MATERIAL SHOWN:
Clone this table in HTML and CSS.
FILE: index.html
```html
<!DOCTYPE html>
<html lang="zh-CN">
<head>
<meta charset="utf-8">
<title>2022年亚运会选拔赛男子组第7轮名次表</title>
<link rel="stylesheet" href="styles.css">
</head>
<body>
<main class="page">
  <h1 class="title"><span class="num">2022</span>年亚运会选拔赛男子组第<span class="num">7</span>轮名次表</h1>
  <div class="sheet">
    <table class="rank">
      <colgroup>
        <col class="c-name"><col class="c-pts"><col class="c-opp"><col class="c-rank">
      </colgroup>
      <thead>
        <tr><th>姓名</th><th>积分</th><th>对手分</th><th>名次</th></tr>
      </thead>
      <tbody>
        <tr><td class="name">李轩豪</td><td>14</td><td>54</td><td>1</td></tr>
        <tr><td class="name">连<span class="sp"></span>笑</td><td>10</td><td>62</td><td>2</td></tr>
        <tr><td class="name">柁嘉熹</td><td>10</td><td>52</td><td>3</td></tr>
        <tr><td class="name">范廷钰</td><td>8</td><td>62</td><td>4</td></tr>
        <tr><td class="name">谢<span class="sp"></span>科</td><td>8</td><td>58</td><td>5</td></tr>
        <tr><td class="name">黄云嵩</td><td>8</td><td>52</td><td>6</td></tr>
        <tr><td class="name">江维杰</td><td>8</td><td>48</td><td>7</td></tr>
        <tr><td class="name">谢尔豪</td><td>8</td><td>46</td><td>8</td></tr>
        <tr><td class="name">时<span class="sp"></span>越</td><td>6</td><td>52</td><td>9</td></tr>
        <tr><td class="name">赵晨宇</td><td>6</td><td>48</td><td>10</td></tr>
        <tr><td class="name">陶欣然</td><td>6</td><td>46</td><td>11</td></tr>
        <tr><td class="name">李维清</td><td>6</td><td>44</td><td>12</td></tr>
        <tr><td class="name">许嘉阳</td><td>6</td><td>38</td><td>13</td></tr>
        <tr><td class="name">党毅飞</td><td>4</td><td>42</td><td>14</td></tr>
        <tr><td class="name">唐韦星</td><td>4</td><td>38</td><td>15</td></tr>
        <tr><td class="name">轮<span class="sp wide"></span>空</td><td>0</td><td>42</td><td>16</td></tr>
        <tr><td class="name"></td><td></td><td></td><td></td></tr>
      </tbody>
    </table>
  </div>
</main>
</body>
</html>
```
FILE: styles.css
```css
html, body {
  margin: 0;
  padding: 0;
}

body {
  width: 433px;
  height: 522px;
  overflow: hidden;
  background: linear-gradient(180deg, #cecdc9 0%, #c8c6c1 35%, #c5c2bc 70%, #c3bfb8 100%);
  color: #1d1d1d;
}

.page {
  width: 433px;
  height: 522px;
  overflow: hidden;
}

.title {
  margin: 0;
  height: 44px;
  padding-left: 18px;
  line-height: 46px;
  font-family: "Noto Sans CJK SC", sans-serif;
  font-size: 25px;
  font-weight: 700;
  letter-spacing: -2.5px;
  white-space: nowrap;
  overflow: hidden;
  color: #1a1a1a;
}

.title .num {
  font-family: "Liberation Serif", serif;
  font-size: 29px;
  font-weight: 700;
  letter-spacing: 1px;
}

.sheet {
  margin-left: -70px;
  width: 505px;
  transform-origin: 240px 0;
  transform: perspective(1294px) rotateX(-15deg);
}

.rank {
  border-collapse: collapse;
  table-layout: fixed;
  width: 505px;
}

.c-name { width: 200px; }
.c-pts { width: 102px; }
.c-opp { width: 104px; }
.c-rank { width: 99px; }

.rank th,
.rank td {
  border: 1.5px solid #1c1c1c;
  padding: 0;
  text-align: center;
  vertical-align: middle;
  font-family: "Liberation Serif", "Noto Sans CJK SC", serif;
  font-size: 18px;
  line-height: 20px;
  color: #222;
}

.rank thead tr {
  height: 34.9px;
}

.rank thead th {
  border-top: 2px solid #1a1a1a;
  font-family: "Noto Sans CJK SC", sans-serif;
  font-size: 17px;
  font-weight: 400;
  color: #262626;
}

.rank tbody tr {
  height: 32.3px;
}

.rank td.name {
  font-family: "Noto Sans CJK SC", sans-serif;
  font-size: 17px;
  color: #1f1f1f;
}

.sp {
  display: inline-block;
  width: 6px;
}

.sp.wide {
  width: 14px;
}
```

* * *

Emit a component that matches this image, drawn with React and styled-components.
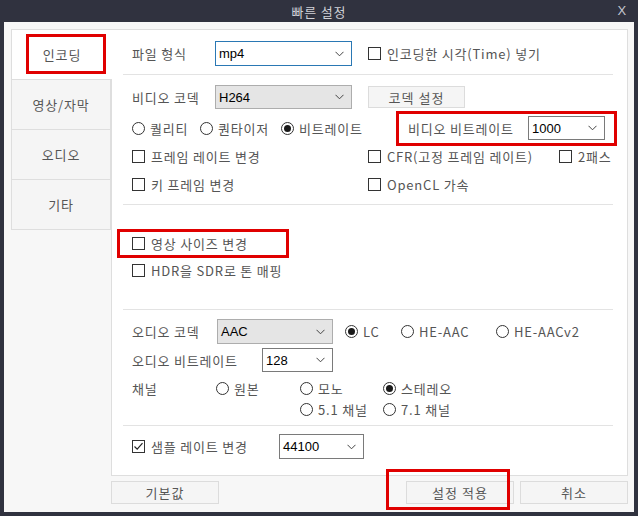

==

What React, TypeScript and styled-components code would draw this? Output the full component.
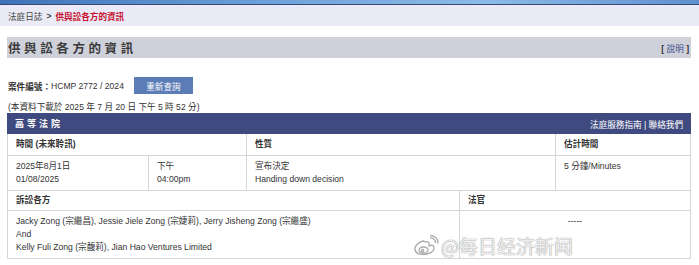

YOUR OBJECTIVE:
Find each line that has the word "this", then copy it out.

COMPLETE ANSWER:
Clone this table in HTML and CSS.
Emit a component that matches this image, drawn with React and styled-components.
What React, TypeScript and styled-components code would draw this? Output the full component.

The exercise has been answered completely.